Isn't It Time to Ban Wall Street Gambling With Our Money?
The title of this blog pretty much says it all about my perspective on this. I merely ask, how is it we have a scheme in place which not only allows excessive risk taking but actually encourages it and provides approved methods to do so. The conflict of course is the gamblers are gambling with our money. When their bets don't work out the losses aren't isolated to the gamblers. The losses are absorbed by everyone because there are few, if any, people who aren't subject to the wild economic fluctuations created by the gamblers. And just as in Vegas the house (Wall Street) takes a cut, no matter what the outcome is, with the long term probability of winning quite apparently in question. Innovative financial products is merely a euphemism for risky product offerings to attract more players to the table.

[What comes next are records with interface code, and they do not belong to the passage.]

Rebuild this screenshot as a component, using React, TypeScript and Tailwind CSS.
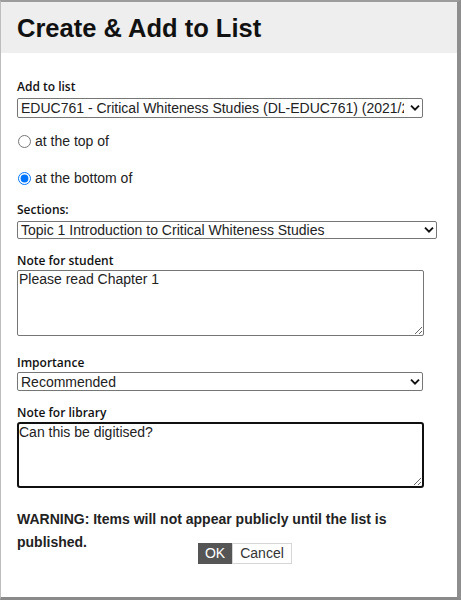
import React from 'react';

const Chevron = () => (
    <svg width="10" height="7" viewBox="0 0 10 7" className="pointer-events-none absolute right-[3px] top-1/2 -translate-y-1/2">
        <path d="M1 1.2 L5 5.2 L9 1.2" fill="none" stroke="#111" strokeWidth="1.9" />
    </svg>
);

const Label = ({ children, className = '' }: { children: React.ReactNode; className?: string }) => (
    <div className={`h-[16px] leading-[16px] text-[12px] font-semibold text-[#111] font-['Open_Sans',sans-serif] ${className}`}>
        {children}
    </div>
);

const Select = ({ value, width, height, className = '' }: { value: string; width: string; height: string; className?: string }) => (
    <div className={`relative ${width} ${height} ${className}`}>
        <select
            defaultValue={value}
            className="block w-full h-full appearance-none bg-white border border-[#767676] rounded-[2px] pl-[3px] pr-[18px] text-[14px] leading-[16px] text-[#222] font-['Liberation_Sans',Arial,sans-serif] outline-none"
        >
            <option>{value}</option>
        </select>
        <Chevron />
    </div>
);

export default function App() {
    return (
        <div className="box-border h-[600px] w-full bg-white border-t-2 border-t-[#9c9c9c] border-l border-l-[#bdbdbd] border-r-4 border-r-[#8e8e8e] border-b-[3px] border-b-[#8a8a8a] overflow-hidden font-['Liberation_Sans',Arial,sans-serif]">
            {/* header */}
            <div className="h-[51px] bg-[#eeeeee] pl-[16px] flex items-center">
                <h1 className="text-[25.5px] font-bold text-[#111] leading-none pt-[2px]">Create &amp; Add to List</h1>
            </div>

            <div className="pl-[16px] pt-[26px]">
                <Label>Add to list</Label>
                <Select
                    value="EDUC761 - Critical Whiteness Studies (DL-EDUC761) (2021/22)"
                    width="w-[406px]"
                    height="h-[20px]"
                    className="mt-[3px]"
                />

                <label className="mt-[13px] h-[20px] flex items-center gap-[4px] text-[14px] text-[#222]">
                    <input type="radio" name="pos" className="m-0 ml-[1px] w-[13px] h-[13px] accent-[#0075ff]" />
                    at the top of
                </label>
                <label className="mt-[17px] h-[20px] flex items-center gap-[4px] text-[14px] text-[#222]">
                    <input type="radio" name="pos" defaultChecked className="m-0 ml-[1px] w-[13px] h-[13px] accent-[#0075ff]" />
                    at the bottom of
                </label>

                <Label className="mt-[14px]">Sections:</Label>
                <Select
                    value="Topic 1 Introduction to Critical Whiteness Studies"
                    width="w-[420px]"
                    height="h-[18px]"
                    className="mt-[3px]"
                />

                <Label className="mt-[14px]">Note for student</Label>
                <textarea
                    defaultValue="Please read Chapter 1"
                    className="block mt-[1px] w-[407px] h-[66px] border border-[#767676] rounded-[2px] px-[1px] text-[14px] leading-[16px] text-[#222] outline-none"
                />

                <Label className="mt-[19px]">Importance</Label>
                <Select value="Recommended" width="w-[406px]" height="h-[19px]" className="mt-[1px]" />

                <Label className="mt-[14px]">Note for library</Label>
                <textarea
                    defaultValue="Can this be digitised?"
                    className="block mt-[1px] w-[407px] h-[66px] border-2 border-[#101010] rounded-[3px] px-0 text-[14px] leading-[16px] text-[#222] outline-none"
                />

                {/* warning + buttons */}
                <p className="mt-[20px] text-[14px] font-bold leading-[23px] text-[#222]">
                    WARNING: Items will not appear publicly until the list is
                </p>
                <div className="flex items-start">
                    <span className="w-[181px] text-[14px] font-bold leading-[23px] text-[#222]">published.</span>
                    <div className="mt-[12px] flex">
                        <button className="h-[21px] w-[34px] bg-[#555555] text-white text-[14px] leading-[21px]">OK</button>
                        <button className="h-[21px] w-[60px] bg-white border border-[#d6d6d6] text-[#333] text-[14px] leading-[19px]">Cancel</button>
                    </div>
                </div>
            </div>
        </div>
    );
}
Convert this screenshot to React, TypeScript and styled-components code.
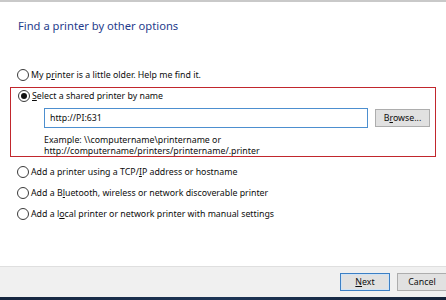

There is a central theme in all of this where everyone is an involuntary player whether they wish to gamble or not. Therein lies the fundamental flaw of the scheme. There are, in theory at least, no legal circumstances that permit such a condition to exist. Yet here we are with that precise condition.
I think it is time for our regulators to examine this and curb the excessive risk taking of short sellers and derivitaves schemes that rely on pie in the sky overtly speculative outcomes. The financial marketplace has become one big floating crap game with the losers being the general public. This is not the road to a stable economy.